Elles sont méconnues, villipendées même, mais elles ont bouleversé tout un village, une région même en pleine période de troubles historiques, les apparitions de Neubois .  Niées à tel point  que  mêmes les Alsaciens ne savent plus grand chose. Prenant les livres et chaussant mes souliers, voilà le  reportage que j'ai livré aux lecteurs de la petite lanterne, l'an passé.

 Qui connaît le petit village de Neubois ? Le lieu dit « Kritt » (Krueth, Krüth, d’autres ouvrages le classent sous une de ces appellations)  personne ? 
Aujourd’hui sans doute, excepté quelques locaux et quelques initiés, tout le monde a un peu oublié les foules qui en calèche, à pied, en chemin de fer  (
80 000 billets vendus en janvier 1873 tout de même) à bicyclette grimpaient sur la colline à 700 mètres d’altitude, à l’ouest de Sélestat, sur le Frankenbourg, sur le canton de Villé, tout proche du Haut-Koenigsbourg et ceci malgré le vent et les frimas.
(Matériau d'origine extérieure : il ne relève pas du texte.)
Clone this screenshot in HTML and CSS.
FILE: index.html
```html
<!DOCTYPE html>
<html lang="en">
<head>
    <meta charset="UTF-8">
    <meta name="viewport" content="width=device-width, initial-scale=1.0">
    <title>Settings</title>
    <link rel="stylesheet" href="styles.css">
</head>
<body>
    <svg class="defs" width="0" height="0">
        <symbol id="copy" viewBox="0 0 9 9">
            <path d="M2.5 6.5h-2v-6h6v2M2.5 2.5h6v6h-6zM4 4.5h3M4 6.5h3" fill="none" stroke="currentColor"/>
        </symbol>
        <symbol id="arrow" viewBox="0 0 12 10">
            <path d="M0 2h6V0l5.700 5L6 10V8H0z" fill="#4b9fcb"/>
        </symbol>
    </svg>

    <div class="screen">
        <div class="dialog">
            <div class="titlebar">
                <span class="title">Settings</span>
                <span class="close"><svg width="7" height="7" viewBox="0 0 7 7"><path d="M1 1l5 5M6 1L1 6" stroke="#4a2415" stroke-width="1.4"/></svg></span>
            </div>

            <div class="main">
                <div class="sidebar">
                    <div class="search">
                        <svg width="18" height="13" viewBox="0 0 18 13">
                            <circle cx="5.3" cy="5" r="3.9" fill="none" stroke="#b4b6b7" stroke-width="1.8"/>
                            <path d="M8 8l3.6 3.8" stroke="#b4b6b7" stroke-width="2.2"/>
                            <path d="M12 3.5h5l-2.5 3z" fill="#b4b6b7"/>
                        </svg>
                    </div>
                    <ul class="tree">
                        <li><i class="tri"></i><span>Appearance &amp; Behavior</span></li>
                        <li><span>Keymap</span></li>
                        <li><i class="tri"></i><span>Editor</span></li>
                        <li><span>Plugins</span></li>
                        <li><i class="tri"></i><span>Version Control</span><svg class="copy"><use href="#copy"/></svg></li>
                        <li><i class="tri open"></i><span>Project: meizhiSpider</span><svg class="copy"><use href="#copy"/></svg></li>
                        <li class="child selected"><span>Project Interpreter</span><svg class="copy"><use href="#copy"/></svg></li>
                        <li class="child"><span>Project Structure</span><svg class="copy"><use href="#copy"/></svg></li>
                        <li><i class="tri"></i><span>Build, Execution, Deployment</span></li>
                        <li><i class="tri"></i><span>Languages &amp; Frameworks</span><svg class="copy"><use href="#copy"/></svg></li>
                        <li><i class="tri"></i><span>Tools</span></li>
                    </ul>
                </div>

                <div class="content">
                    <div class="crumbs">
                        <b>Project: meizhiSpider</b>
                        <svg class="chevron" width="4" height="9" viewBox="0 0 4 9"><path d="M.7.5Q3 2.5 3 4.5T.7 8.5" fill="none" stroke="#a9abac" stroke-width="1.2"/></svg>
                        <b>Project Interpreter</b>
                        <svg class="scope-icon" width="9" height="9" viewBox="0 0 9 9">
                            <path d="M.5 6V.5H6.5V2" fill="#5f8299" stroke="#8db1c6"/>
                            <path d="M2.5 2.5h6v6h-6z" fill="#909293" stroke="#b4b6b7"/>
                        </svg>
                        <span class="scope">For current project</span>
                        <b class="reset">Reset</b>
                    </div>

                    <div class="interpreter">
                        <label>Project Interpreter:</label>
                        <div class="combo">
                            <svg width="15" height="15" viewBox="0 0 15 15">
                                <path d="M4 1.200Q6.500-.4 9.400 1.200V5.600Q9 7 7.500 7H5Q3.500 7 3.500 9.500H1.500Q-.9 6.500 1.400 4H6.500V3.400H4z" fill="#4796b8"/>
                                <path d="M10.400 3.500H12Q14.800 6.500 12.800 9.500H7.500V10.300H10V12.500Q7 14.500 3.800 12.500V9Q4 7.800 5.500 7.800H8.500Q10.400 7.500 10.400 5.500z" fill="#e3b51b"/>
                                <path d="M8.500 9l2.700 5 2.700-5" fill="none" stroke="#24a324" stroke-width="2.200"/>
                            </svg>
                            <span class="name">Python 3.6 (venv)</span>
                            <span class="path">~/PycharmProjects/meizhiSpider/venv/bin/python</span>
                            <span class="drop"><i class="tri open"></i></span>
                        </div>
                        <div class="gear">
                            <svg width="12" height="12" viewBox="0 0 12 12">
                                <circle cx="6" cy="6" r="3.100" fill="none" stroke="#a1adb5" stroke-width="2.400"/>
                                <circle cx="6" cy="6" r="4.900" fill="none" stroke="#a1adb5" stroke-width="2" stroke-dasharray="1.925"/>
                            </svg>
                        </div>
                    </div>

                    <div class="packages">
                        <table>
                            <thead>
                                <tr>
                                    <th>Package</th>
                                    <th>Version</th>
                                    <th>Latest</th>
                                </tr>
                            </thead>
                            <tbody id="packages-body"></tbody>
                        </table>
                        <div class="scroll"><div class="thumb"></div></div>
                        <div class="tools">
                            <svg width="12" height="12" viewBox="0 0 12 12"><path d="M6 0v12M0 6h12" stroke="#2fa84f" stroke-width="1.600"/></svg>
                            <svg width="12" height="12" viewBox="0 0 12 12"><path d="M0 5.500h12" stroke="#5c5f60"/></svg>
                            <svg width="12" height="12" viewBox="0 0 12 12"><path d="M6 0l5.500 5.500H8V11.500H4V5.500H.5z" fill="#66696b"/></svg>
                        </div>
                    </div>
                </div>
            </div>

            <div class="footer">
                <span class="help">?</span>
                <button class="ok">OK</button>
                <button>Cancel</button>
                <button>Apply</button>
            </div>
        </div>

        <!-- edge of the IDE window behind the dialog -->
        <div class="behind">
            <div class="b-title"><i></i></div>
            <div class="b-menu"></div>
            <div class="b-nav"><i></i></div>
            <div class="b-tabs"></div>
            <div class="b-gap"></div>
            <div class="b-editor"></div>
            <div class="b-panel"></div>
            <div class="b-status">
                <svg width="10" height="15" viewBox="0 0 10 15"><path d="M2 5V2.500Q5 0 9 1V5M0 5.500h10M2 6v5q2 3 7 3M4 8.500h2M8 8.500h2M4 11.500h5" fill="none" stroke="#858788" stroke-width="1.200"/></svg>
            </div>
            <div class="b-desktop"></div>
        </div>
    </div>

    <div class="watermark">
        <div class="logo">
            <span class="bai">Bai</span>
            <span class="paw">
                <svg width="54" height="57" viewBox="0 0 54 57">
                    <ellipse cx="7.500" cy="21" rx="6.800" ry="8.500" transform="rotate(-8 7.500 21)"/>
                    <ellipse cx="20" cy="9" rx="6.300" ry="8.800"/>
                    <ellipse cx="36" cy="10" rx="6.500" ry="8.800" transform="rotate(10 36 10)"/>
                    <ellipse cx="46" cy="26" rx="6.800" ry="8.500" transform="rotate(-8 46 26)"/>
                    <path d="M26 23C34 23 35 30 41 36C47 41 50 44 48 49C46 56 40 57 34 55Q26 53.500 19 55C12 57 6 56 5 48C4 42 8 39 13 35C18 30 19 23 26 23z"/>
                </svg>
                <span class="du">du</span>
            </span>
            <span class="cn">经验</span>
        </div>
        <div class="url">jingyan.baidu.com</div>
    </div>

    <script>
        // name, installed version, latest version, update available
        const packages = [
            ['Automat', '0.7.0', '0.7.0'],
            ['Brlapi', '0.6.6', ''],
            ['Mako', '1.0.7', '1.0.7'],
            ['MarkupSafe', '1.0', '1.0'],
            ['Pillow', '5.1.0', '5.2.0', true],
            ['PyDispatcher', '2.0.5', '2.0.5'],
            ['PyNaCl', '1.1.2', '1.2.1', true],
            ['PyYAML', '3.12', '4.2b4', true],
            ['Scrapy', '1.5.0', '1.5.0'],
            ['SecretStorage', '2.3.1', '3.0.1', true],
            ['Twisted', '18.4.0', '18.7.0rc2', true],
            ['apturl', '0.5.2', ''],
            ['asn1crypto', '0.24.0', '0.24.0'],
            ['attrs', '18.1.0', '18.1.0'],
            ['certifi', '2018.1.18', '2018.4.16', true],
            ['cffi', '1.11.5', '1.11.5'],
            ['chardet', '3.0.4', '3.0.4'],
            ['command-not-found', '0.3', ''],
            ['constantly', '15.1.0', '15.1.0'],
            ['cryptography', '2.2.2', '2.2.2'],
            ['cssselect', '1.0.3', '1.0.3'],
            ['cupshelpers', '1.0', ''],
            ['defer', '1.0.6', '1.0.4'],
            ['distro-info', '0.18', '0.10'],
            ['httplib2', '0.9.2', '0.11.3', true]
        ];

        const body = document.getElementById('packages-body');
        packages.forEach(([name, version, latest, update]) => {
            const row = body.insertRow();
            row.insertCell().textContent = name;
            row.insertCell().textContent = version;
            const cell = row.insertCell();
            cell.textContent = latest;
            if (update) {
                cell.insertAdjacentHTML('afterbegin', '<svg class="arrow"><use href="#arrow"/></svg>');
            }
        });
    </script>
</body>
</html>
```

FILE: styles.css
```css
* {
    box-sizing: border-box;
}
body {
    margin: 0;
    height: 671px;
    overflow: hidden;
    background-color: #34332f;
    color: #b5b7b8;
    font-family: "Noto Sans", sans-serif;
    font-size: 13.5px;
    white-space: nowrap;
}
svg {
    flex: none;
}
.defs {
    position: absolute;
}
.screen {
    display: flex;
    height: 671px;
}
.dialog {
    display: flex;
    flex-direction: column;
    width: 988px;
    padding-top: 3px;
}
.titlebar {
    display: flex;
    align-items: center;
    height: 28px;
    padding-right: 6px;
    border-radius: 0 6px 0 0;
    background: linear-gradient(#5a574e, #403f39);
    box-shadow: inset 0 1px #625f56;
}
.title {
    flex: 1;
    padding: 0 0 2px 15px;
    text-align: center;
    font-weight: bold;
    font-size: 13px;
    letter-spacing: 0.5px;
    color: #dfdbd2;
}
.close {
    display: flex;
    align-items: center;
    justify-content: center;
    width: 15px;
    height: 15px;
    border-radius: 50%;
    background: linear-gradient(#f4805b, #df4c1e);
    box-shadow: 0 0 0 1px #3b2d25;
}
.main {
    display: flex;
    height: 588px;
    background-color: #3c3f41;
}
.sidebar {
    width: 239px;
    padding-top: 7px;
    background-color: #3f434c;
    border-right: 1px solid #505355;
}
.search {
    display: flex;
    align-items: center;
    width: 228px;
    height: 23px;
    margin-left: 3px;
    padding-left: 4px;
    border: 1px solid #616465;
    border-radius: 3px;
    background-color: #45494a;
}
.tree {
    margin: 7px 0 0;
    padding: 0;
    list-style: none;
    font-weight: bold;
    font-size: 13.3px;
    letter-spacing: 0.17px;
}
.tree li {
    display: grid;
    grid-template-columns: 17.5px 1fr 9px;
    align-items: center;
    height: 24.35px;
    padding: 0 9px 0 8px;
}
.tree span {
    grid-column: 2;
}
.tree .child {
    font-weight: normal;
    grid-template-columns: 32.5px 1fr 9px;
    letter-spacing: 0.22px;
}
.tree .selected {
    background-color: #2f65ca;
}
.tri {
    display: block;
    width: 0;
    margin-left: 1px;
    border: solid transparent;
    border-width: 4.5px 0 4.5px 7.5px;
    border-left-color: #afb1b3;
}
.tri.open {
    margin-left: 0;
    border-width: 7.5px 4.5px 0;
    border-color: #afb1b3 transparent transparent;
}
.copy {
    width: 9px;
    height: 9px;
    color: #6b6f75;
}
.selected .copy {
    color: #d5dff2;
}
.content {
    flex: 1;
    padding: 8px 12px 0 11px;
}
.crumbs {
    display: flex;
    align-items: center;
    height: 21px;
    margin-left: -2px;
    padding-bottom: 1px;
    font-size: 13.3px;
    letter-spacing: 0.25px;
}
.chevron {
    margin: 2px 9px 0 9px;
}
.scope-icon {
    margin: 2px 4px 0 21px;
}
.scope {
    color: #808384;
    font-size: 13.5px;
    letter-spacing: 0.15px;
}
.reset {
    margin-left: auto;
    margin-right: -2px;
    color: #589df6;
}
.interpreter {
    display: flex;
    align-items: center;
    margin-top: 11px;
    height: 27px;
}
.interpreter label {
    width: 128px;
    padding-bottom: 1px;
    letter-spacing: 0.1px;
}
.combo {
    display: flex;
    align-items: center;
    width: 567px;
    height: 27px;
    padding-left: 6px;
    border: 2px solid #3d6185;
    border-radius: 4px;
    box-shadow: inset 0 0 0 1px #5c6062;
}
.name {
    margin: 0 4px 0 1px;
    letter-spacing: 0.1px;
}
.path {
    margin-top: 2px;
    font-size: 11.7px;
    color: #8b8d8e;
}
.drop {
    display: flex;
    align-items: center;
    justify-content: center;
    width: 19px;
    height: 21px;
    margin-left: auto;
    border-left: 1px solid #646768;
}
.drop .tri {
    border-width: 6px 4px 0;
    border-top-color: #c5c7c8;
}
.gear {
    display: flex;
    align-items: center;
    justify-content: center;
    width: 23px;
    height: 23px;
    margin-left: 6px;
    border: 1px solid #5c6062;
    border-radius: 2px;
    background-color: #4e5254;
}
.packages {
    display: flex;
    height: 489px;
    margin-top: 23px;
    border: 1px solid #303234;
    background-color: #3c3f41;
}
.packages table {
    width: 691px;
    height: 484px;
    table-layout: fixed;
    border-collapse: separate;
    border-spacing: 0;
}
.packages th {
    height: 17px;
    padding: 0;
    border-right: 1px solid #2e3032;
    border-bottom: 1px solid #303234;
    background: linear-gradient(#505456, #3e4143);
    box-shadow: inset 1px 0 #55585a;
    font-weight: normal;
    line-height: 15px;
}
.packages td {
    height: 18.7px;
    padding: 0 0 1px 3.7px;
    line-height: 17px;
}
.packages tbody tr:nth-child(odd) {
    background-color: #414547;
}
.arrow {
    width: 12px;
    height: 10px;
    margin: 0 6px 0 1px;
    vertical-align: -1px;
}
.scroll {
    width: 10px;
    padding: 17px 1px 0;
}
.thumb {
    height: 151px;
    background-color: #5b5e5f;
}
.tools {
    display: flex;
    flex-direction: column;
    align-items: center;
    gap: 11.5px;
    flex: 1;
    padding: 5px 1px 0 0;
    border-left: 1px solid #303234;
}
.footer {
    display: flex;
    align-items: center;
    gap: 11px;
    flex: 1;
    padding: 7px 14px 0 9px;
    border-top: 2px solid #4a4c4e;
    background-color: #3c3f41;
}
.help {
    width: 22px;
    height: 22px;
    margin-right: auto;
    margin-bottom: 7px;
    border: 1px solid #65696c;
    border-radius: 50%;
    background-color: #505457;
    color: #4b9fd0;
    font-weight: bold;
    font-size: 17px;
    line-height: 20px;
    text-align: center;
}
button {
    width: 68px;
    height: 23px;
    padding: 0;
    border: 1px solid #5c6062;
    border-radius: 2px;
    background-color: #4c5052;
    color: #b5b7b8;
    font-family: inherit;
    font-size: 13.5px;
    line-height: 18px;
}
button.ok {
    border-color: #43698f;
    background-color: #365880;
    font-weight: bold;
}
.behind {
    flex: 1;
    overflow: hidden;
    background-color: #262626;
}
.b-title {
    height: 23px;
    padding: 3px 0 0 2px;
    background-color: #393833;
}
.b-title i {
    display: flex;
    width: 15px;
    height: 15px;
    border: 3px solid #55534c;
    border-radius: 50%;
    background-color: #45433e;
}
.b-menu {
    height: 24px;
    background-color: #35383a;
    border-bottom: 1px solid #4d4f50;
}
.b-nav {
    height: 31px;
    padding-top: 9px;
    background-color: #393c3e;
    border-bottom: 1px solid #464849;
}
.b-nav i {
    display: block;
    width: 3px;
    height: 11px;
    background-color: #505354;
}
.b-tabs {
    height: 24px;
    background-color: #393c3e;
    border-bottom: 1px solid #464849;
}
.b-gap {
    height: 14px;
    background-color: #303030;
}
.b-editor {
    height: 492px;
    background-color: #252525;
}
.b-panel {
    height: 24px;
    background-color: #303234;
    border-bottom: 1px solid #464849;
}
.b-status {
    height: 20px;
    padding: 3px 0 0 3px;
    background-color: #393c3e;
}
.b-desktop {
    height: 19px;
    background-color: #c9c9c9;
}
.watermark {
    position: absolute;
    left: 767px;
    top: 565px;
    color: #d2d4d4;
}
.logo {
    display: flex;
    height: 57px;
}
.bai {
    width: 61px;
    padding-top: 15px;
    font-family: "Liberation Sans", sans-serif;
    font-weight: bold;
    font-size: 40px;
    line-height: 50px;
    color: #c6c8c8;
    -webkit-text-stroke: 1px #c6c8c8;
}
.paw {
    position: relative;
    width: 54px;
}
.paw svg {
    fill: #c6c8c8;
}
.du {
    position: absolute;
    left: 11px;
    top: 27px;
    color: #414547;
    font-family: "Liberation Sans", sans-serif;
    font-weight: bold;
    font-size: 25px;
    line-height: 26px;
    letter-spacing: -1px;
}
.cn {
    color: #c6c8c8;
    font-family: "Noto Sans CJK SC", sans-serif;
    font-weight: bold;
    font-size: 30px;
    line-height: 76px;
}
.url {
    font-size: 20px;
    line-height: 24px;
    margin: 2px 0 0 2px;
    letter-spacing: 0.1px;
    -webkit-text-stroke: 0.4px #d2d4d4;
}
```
C’est ici, en effet qu’eurent lieu les seules « apparitions » mariales en Alsace. Même si des apparitions de dames blanches  ont été recensées en Alsace, aucune n’eut cette ampleur. Car de 1870 jusqu’en 1873 , la Sainte Vierge dite Notre-Dame du Frankenbourg (le lieu du mont) y est apparue des centaines de fois. Le nombre  complique sérieusement les recensions, des déclarations sérieuses et recoupées, excluent les hallucinations collectives, tandis que d’autres  s’en rapprochent. Mais le nombre de recensions, de témoignages confirment qu’il s’est bien passé quelque chose sur cette colline, au pire une escroquerie concertée (avec autant de témoins ?) une hallucination collective ?  Au mieux des phénomènes mariaux. Tout commence par des croix noires qui apparaissent sur vitres des maisons du canton, sans qu’il soit possible de les ôter, les vitres ont été cassées, refondues en pure perte en Alsace et en Prusse. Le tout se déroule dans une situation politique critique, la Prusse ayant repris possession de l’Alsace voit tout cela d’un mauvais œil. Les premières années furent assez délicates, la souplesse politique à l’égard de l’Alsace et les mouvements vers une Constitution alsacienne et un land alsacien dans l’empire de Prusse seront pour plus tard. (1911, Constitution, chant et drapeau alsaciens).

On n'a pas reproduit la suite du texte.